To be clear, Moscow isn't absolving the other members of the Six-Party Talks of their share of responsibility for the worsening crisis–some of them have failed to honor their pledges to North Korea in return for Pyongyang's cooperation. But there's a growing consensus in Moscow that North Korea's behavior is posing a threat to regional security and Russia's national interests. The following circumstances are making Moscow particularly uneasy:

  • The North Korean regime is displaying a growing tendency toward unpredictability and self-isolation. Speaking to the Italian media on July 4, Medvedev said that compared to Iran, the North Korean situation "worries me more because whereas Iran is maintaining dialogue with the international community, North Korea has practically ceased all contacts with the outside world." He added, "At the same time, North Korea continues nuclear tests and the launches of short, intermediate, and longer-than-intermediate range missiles. . . . Obviously, we are concerned by this. We are in close territorial proximity to that country."
  • No understanding has been reached with North Korea about halting its exports of nuclear technology, although the issue has been raised at the Six-Party Talks. There also is sufficient reason to believe that the North Korean nuclear program is fomenting the development of nuclear technology and expertise in other countries–a matter of utmost concern for Russia. Medvedev's spokeswoman said in late May that Moscow expects North Korea to take a responsible approach to the issue of nonproliferation of WMD. With this concern looming large in its mind, Russia has agreed to inspections of ships in open waters that are suspected of carrying banned cargo to and from North Korea.
  • The North Korean situation is setting a dangerous precedent for the nonproliferation regime. The country has withdrawn from the NPT and conducted two nuclear tests. And without progress on North Korea, the crisis over the Iranian nuclear program will be much more intractable. Rising tensions on the Korean Peninsula, on top of existing concerns about Iran, Pakistan, and Syria, are especially worrisome ahead of the 2010 NPT Review Conference.
  • North Korea's actions are undermining efforts by Russia and other countries to speed up the signing, ratification, and entry into force of the Comprehensive Nuclear Test Ban Treaty, which Moscow ratified in 2000.

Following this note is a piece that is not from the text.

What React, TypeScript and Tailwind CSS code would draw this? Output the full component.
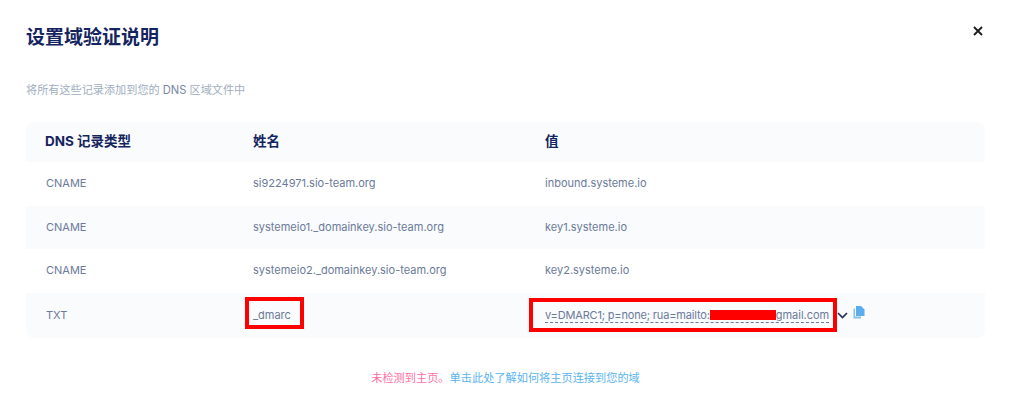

  • Pyongyang's actions also can be used by the United States and other nations in the region as a pretext to deploy an anti-ballistic missile system in Northeast Asia, which could destabilize the balance of power there.

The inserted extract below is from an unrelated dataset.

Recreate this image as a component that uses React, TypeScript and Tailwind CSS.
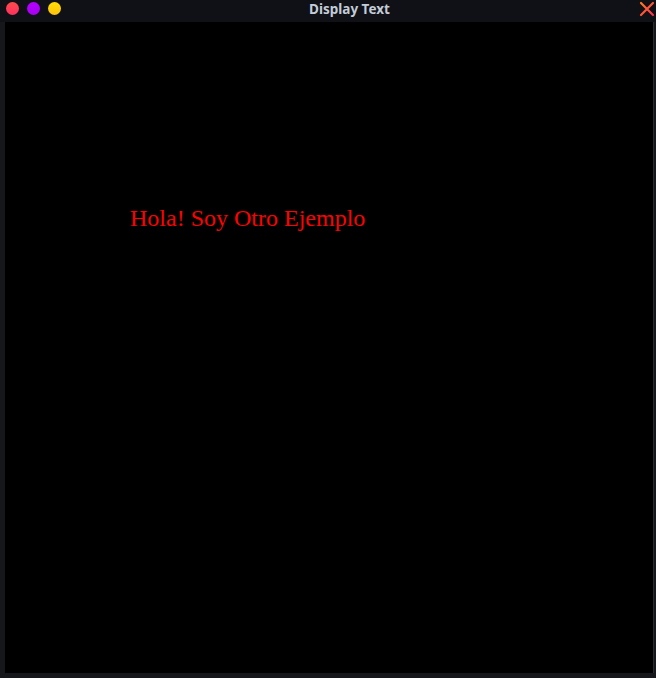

Unlike Iran, North Korea is experiencing dwindling returns on its strategy of playing the permanent Security Council members against each other. On the contrary, Pyongyang's brinkmanship actually is forging agreement between these countries. The improving climate of U.S.-Russian relations also is fostering more productive cooperation between Washington and Moscow on all key nonproliferation problems.

Officially, Russia remains an advocate of political and diplomatic instruments of resolving the current North Korean crisis. A statement to that effect was made at a June meeting between Medvedev and Hu Jintao during the Chinese leader's visit to Russia. That commitment was reaffirmed during a meeting in Moscow on July 4 between Russian Deputy Foreign Minister Aleksey Borodavkin and his Chinese counterpart. But speaking on July 3 in the presence of journalists, a senior Russian diplomat said it wasn't clear when political and diplomatic means might reasonably be expected to bring a resolution to the North Korean crisis. Meanwhile, the Russian expert community is increasingly accepting the idea that alternative solutions should be considered as well.